I could feel my arms getting sore, the skin around my neck start to feel chaffed, my thighs tightened. I forced myself to dissociate from my emotions and went through each step of the class, one motion at a time. Trying to retrain my muscle memory from years of Shotokan was difficult, my body wanted to react a different way then I was being taught but I wondered if this was the key I was missing in that locked room. Most of the moves I was being taught in this class required space to move/withdraw. The instructor asked if we had any questions I don't think he was expecting mine. I asked what he would do in a very detailed scenario to which he didn't have an answer and said he would think about. It felt like a switch flipped in my head. Maybe there wasn't anything more I could have done, maybe no amount of searching for a better retaliation and escape plan would work. After the class I asked the assistant if they could formulate a strategy for a second scenario, her eyes drooped in the way most people react when trying to hide their pity "the instructor doesn't like attacks from the back they are much more difficult to defend yourself against" I explained in more detail the other factors...( he has combat training etc) the more I explained the more hopeless a solution sounded. A part of me wanted to scream vindication but the other part of me was shouting at myself to get out of their I was reaching my boiling point.

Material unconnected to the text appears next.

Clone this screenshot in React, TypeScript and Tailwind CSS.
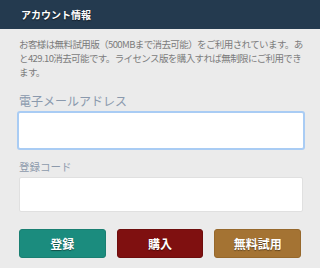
const FONT = "font-['Noto_Sans_CJK_JP','Noto_Sans',sans-serif]";

function ActionButton({ label, className }: { label: string; className: string }) {
  return (
    <button
      type="button"
      className={`h-[29px] rounded-[3px] border text-[12px] font-bold text-white [text-shadow:0_1px_1px_rgba(0,0,0,0.45)] ${className}`}
    >
      {label}
    </button>
  );
}

export default function App() {
  return (
    <div className={`w-[320px] h-[268px] bg-[#ebebeb] ${FONT}`}>
      <header className="h-[29px] bg-[#243a4f] flex items-center pl-[21px]">
        <h1 className="text-[10px] font-bold text-white [text-shadow:0_1px_1px_rgba(0,0,0,0.6)]">
          アカウント情報
        </h1>
      </header>

      <div className="px-[18px] pt-[8px]">
        <p className="text-[9.5px] leading-[14px] tracking-[-0.6px] text-[#7b7b7b] pl-[1px] whitespace-nowrap">
          お客様は無料試用版（500MBまで消去可能）をご利用されています。あ
          <br />
          と429.10消去可能です。ライセンス版を購入すれば無制限にご利用でき
          <br />
          ます。
        </p>

        <label className="block mt-[14px] text-[12px] leading-[16px] text-[#8a99ad] px-[1px]">
          電子メールアドレス
        </label>
        <input
          type="text"
          autoFocus
          className="mt-[3px] block w-[286px] h-[37px] bg-white border border-[#a9ccf4] rounded-[2px] outline-none ring-1 ring-[#a9ccf4]"
        />

        <label className="block mt-[11px] text-[10.5px] leading-[14px] text-[#8d9aab] px-[1px]">
          登録コード
        </label>
        <input
          type="text"
          className="mt-[3px] block ml-[1px] w-[284px] h-[35px] bg-white border border-[#e0e0e0] rounded-[2px] outline-none"
        />

        <div className="mt-[17px] px-[1px] grid grid-cols-3 gap-[11px]">
          <ActionButton label="登録" className="bg-[#1b8c7e] border-[#1a7f72]" />
          <ActionButton label="購入" className="bg-[#7f1010] border-[#6e0d0d]" />
          <ActionButton label="無料試用" className="bg-[#a47333] border-[#96682c]" />
        </div>
      </div>
    </div>
  );
}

I thanked the event coordinator and excused myself from after class chat. I quickened my pace to as fast as I could without drawing attention to myself. I walked out the door and the minute I heard it seal close I burst into tears. Not the kind of silent unnoticeable tears I usually allow myself but a full on sobbing. I sat in my car locked the doors and let it all out. I allowed myself  the rare occasion to feel truly angry ( an emotion that makes me feel out of control), when I was done I started to drive home. I was physically, mentally and emotionally exhausted I felt like I was going to vomit just a couple miles from home it felt like I wasn't going to make it home without a full blown anxiety attack but I did. I pulled into my drive way composed myself, shook myself out as I exited the car and plastered a smile on as I entered the door to be greeted by my daughter.

The next morning I woke up sore, with bruises in familiar places, my anger had quickly melted back into sadness and I felt dissociated from my body for the next couple of days until I went to counseling. At my appointment I sat across from my counselor as she commended me for facing my fears but this was not something I felt was an accomplishment, instead I saw it as a set back. I became angry again yelling at my unsuspecting counselor, faulting her for my misery. " You made me run a marathon and took away the finish line" I scolded her. I explained that I realized I had nothing to forgive because there was nothing else I could have done. This "AHA" moment was tainted by the reality that my closure in which I finally received was not what I had been preparing for, for the last few months.

About a week later after everything had settled I wrote my open letter to my rapist. It felt like everything from the night of the rape until this moment had been leading up to this declaration. Maybe I did get my forgiveness at the end of the day. I forgave myself for holding anger directed toward myself about something that didn't need forgiveness.


It wasn't my fault. The only one who should be held responsible for stopping what happened was the monster who raped me. I did what I needed to do to get out alive, to have the life I have now and to help others battling the same demons.